=== Material shown ===
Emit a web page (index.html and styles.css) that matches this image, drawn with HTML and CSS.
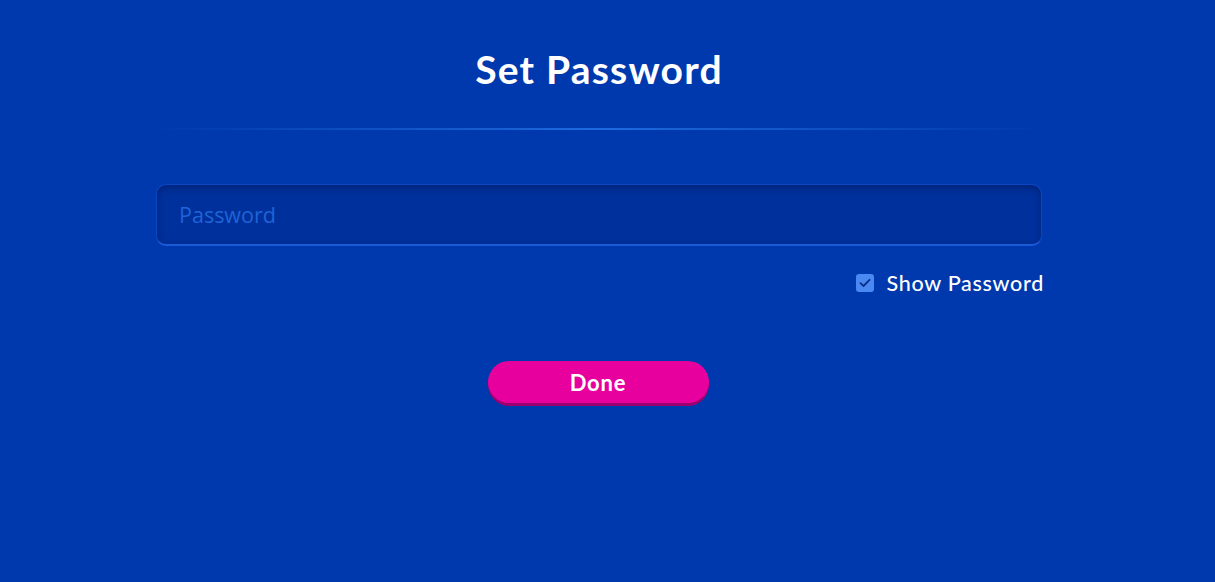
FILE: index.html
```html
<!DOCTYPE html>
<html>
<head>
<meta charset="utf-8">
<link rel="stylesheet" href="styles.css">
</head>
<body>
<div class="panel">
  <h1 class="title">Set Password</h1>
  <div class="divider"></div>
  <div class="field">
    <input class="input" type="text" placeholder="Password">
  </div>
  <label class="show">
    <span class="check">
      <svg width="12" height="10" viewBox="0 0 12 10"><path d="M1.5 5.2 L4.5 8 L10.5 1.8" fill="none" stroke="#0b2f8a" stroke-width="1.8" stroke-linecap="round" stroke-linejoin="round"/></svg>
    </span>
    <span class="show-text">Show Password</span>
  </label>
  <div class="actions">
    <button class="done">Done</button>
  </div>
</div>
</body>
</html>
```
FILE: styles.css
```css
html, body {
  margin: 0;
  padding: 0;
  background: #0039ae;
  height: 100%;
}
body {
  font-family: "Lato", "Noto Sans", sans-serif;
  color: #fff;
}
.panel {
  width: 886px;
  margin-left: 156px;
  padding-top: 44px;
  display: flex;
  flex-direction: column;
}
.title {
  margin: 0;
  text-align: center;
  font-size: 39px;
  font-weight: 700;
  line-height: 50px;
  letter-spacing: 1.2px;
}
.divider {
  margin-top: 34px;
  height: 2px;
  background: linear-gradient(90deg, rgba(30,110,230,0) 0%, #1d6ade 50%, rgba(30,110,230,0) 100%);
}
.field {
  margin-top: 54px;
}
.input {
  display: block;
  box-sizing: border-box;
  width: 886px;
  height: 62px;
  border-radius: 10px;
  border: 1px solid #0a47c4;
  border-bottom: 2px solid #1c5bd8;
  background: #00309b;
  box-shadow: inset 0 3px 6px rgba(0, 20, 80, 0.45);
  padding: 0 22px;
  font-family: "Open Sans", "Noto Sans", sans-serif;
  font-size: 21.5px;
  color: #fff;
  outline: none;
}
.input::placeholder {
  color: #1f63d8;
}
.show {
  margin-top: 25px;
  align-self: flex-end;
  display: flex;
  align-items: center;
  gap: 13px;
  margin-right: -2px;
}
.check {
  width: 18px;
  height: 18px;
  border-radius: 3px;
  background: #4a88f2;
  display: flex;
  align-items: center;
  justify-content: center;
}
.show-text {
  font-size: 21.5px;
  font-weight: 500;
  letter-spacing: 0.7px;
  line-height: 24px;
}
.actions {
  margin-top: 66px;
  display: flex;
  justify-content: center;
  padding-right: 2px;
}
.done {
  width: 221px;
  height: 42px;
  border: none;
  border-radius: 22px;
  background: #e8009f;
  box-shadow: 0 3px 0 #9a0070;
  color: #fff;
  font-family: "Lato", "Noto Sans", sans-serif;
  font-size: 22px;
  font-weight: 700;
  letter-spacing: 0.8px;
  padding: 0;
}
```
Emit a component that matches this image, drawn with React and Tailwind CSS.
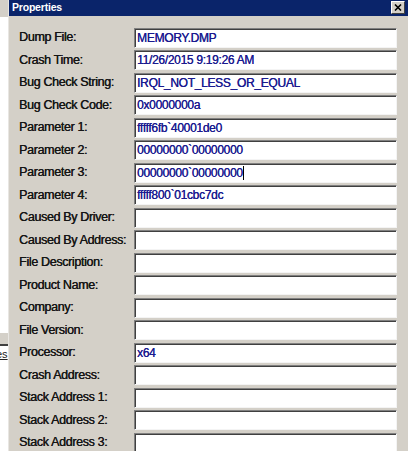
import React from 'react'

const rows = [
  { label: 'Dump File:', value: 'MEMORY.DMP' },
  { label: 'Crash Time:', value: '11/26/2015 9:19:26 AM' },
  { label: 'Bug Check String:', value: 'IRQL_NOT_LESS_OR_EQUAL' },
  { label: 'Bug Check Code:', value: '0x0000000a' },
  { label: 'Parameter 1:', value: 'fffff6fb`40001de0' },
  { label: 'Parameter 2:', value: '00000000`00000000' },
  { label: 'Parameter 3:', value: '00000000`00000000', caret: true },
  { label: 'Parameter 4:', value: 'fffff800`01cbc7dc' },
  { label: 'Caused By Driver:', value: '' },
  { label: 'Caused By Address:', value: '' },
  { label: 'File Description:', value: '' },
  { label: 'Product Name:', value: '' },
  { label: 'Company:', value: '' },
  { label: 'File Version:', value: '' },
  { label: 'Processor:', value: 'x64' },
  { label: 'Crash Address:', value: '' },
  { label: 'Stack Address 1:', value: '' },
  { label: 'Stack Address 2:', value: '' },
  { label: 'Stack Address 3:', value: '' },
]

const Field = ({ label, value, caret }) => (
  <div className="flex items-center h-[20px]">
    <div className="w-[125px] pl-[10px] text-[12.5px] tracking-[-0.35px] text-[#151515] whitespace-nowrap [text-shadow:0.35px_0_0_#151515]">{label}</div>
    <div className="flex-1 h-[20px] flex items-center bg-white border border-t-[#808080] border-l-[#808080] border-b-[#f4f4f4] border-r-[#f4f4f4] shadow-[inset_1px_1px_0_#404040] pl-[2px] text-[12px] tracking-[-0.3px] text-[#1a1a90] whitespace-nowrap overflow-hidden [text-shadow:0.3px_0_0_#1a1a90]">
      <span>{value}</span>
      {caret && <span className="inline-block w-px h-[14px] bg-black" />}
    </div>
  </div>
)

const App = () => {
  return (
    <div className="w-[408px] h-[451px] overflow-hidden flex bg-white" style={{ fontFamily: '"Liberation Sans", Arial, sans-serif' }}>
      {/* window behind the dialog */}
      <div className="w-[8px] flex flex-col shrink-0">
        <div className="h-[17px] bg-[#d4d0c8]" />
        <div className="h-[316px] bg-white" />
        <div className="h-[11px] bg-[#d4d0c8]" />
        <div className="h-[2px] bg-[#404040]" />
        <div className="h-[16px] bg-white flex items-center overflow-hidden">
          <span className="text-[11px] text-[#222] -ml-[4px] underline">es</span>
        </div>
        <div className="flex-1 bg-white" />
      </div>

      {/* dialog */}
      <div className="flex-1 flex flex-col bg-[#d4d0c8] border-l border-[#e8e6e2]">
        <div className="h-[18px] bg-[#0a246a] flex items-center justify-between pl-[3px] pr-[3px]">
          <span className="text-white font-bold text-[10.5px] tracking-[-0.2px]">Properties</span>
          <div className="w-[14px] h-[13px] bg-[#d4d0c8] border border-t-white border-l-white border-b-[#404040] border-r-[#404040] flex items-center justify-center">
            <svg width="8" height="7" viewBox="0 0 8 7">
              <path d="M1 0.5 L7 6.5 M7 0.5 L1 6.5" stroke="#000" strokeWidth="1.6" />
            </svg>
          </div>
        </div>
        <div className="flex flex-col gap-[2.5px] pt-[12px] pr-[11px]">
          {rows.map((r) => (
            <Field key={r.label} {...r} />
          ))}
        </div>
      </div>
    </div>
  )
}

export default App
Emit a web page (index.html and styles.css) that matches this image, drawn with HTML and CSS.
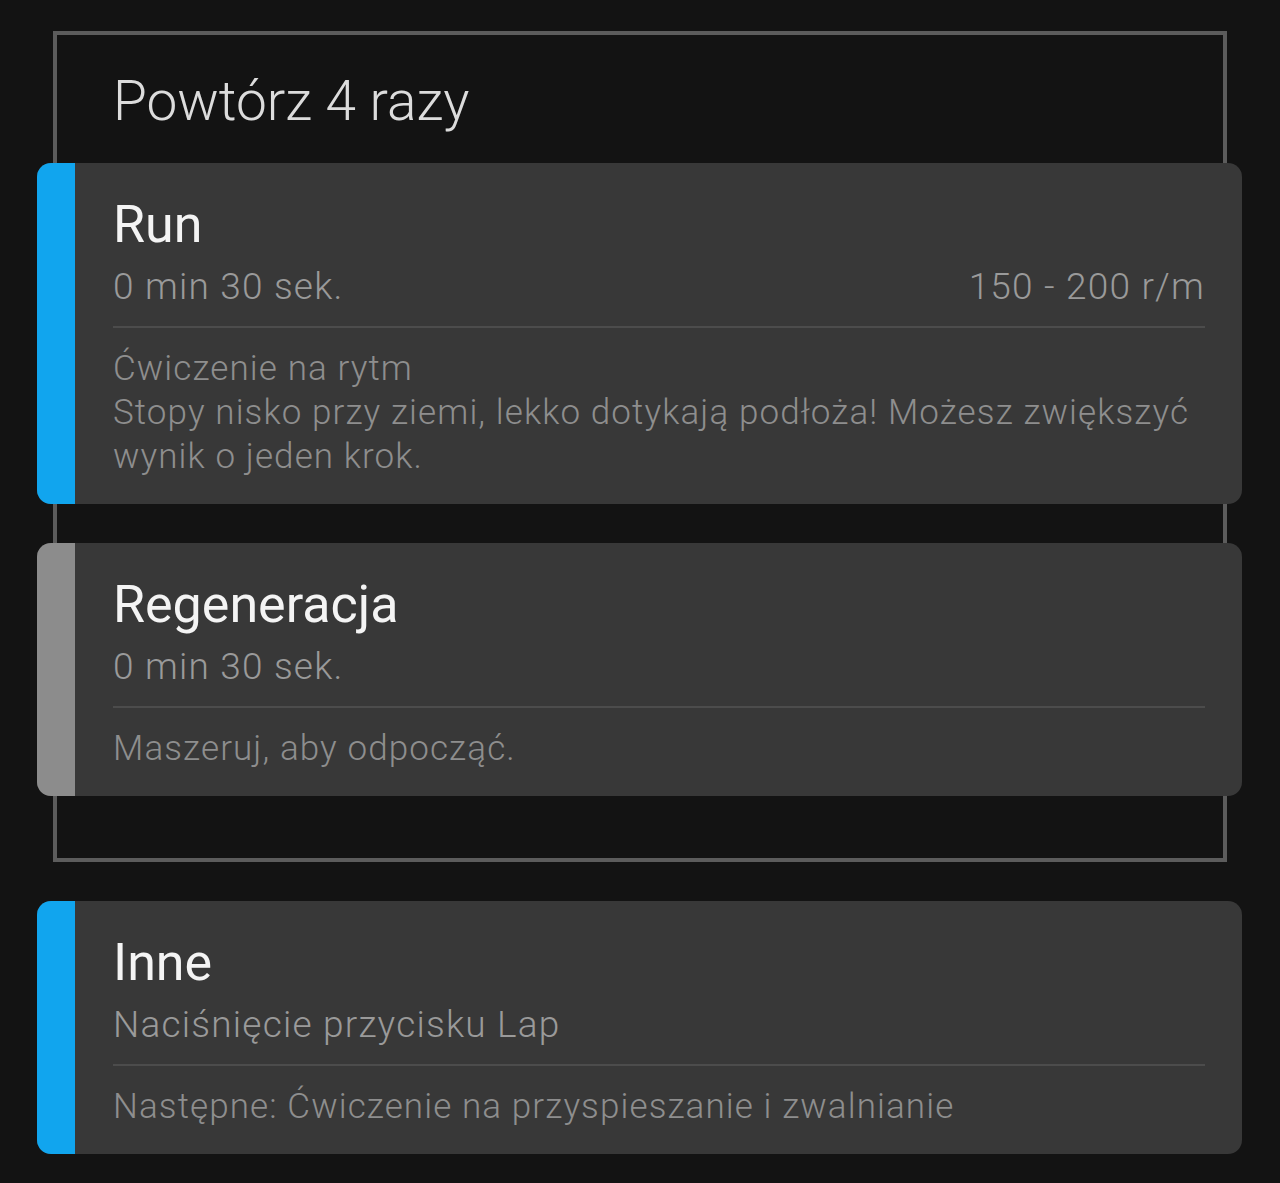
===
Task goal:
Taking the material above, give again exactly the lines from the one holding "Emit a component" through the one holding "import React from 'react'", with both ends and without pictures.

Output below:
Emit a component that matches this image, drawn with React and Tailwind CSS.
import React from 'react'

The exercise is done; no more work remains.